Srinivasan Vaidyanathan, CFO
We added approximately 240 branches this quarter and around 350 branches for the year so far. In comparison, last year we added 917 branches. Our goal has been to invest in branches now while the credit environment is favorable, which it continues to be. We have ceased providing a specific target for branch growth, whether it's 1,000, 750, or 1,250. Our strategy remains focused on expanding our branch network into more areas where we need coverage, as well as increasing density in urban locations to attract as many customers as possible. We will continue to grow, and the pace will be adjusted periodically.
Rahul Jain, Analyst
Thank you for the insights. I have one last question regarding your current views on credit quality. It seems you've successfully managed the unsecured lending cycle by initially staying away but are now beginning to expand in that area, contrary to others who are facing normalized or rising credit costs. Can you share your latest perspective on asset quality overall, including unsecured microfinance and any other segments where you may have concerns? What should we be aware of regarding potential credit issues that could be arising?
Sashidhar Jagdishan, CEO
No. We have mentioned this for quite some time. As Srini pointed out, for a couple of years, we have been adjusting our growth based on early indicators. The decisions made by our credit architecture have proven effective once again. Currently, we are in a very comfortable position. There are risks in the system, and the macroeconomic impacts are unpredictable. However, based on our portfolio, we do not have significant concerns at this time. This is one reason why, although it will take some time for our book to grow, we are observing an increase in retail disbursals. It will take a while for this growth to be reflected in our book since a large portion will develop over the next 12 to 18 months, assuming this momentum continues. We believe we will stay ahead of the curve and will capture the right customer segments at the right prices going forward. We remain vigilant about the environment and the ecosystem, and it is encouraging that we are not currently seeing any major red or amber alerts. We will continue to adjust our growth based on our observations at the ground level. Additionally, I want to emphasize that we do not want to compromise our deposit franchise. The momentum in deposits cannot be achieved overnight; it requires time to build. We are operating in a competitive environment with challenging macro and liquidity conditions, so we prefer to maintain a higher liquidity coverage ratio. We've discussed our planned credit growth rate, which will lead to an increase in high-quality liquid assets that might temporarily affect our margins. We are comfortable with this because we are focused on ensuring our balance sheet and financial statements are resilient in the medium to long term. There is also concern about how future regulatory guidelines will impact us, and we want to be prepared for that. The current elevated levels we are seeing may be temporary, and we will monitor how the macroeconomic and regulatory landscape evolves. Eventually, we expect these levels to normalize to where we have historically operated, which Srini mentioned. The elevated liquidity coverage ratios we are experiencing right now are likely just a timing issue that will adjust itself in the future.
Rahul Jain, Analyst
Very helpful. Thank you so much.
Operator, Operator
Thank you. Next question is from the line of Rikin Shah from IIFL Securities. Please go ahead.
Rikin Shah, Analyst
Good evening, everyone, and thanks for the opportunity. Just have one question. With faster normalization in the LDR, we are generating excess liquidity on the balance sheet. So the cash balances have gone up almost by INR 750 billion in this quarter. In the past, we have demonstrated to prepay some of the bond borrowings in addition to the scheduled maturity. But this quarter, we didn't see that. So I just wanted to understand, do you still see those prepayment options available in the quarters to come by or we could probably see for a few more quarters where this excess liquidity could sit on the balance sheet?

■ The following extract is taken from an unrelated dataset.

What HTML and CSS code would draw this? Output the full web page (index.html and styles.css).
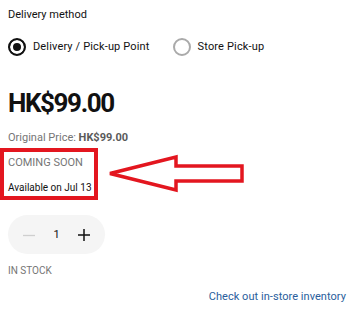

Srinivasan Vaidyanathan, CFO
Rikin, you're correct. Our efforts continue towards that goal. However, as you know, a significant portion of the borrowings we inherited from the previous HDFC is non-callable, meaning it involves extensive negotiations. It’s essential that these discussions are favorable to investors, and it’s not guaranteed that we will succeed. The outcome will depend on their interest. Nonetheless, we're actively working on it. Additionally, in response to Rahul's earlier question, we aim to maintain sufficient liquidity and cushion to manage not only the sustainability of future deposits but also the upcoming draft guidelines. If there’s a chance to reduce our borrowings, we will take it, provided we can still ensure adequate liquidity. We need to be flexible and respond to how situations evolve in the future. If an opportunity arises, we will pursue it while keeping our liquidity needs in mind.
Sashidhar Jagdishan, CEO
That's exactly.
Operator, Operator
Thank you. Next question is from the line of Abhijith from Axis Mutual Fund. Please go ahead.
Abhijith V., Analyst
Yeah, thank you for taking my question. Sir, the first question is the other OpEx. Growth is sharply down. What is driving these efficiencies? And what is the trajectory we should expect in the near term?
Srinivasan Vaidyanathan, CFO
Yes, the total other operating expenses are what you're referring to regarding expenditures. The total expenses are increasing at about 10%. We have also moderated our headcount to some extent this quarter. It's a seasonal aspect regarding our spending for festivals and similar occasions. Additionally, certain third-party expenses related to origination could be adjusted. There are various factors involved, but there is no specific strategy related to that.
Abhijith V., Analyst
Sure. Thank you. And second question is I just want to understand, you have spoken about CDR, the budget play, etc., of eight figure.
Operator, Operator
Abhijith, sorry to interrupt you, but we are losing your audio. Your voice is breaking. Can I request you to come back in the question queue? Due to no response, we move on to our next participant. Next question is from the line of M.B. Mahesh from Kotak Securities. Please go ahead.
M. B. Mahesh, Analyst
Hey, hi. Just two questions from my end. One is you have started to see a slowdown in the commercial banking space, especially on the emerging corporates, if you could just kind of highlight as to what's happened there?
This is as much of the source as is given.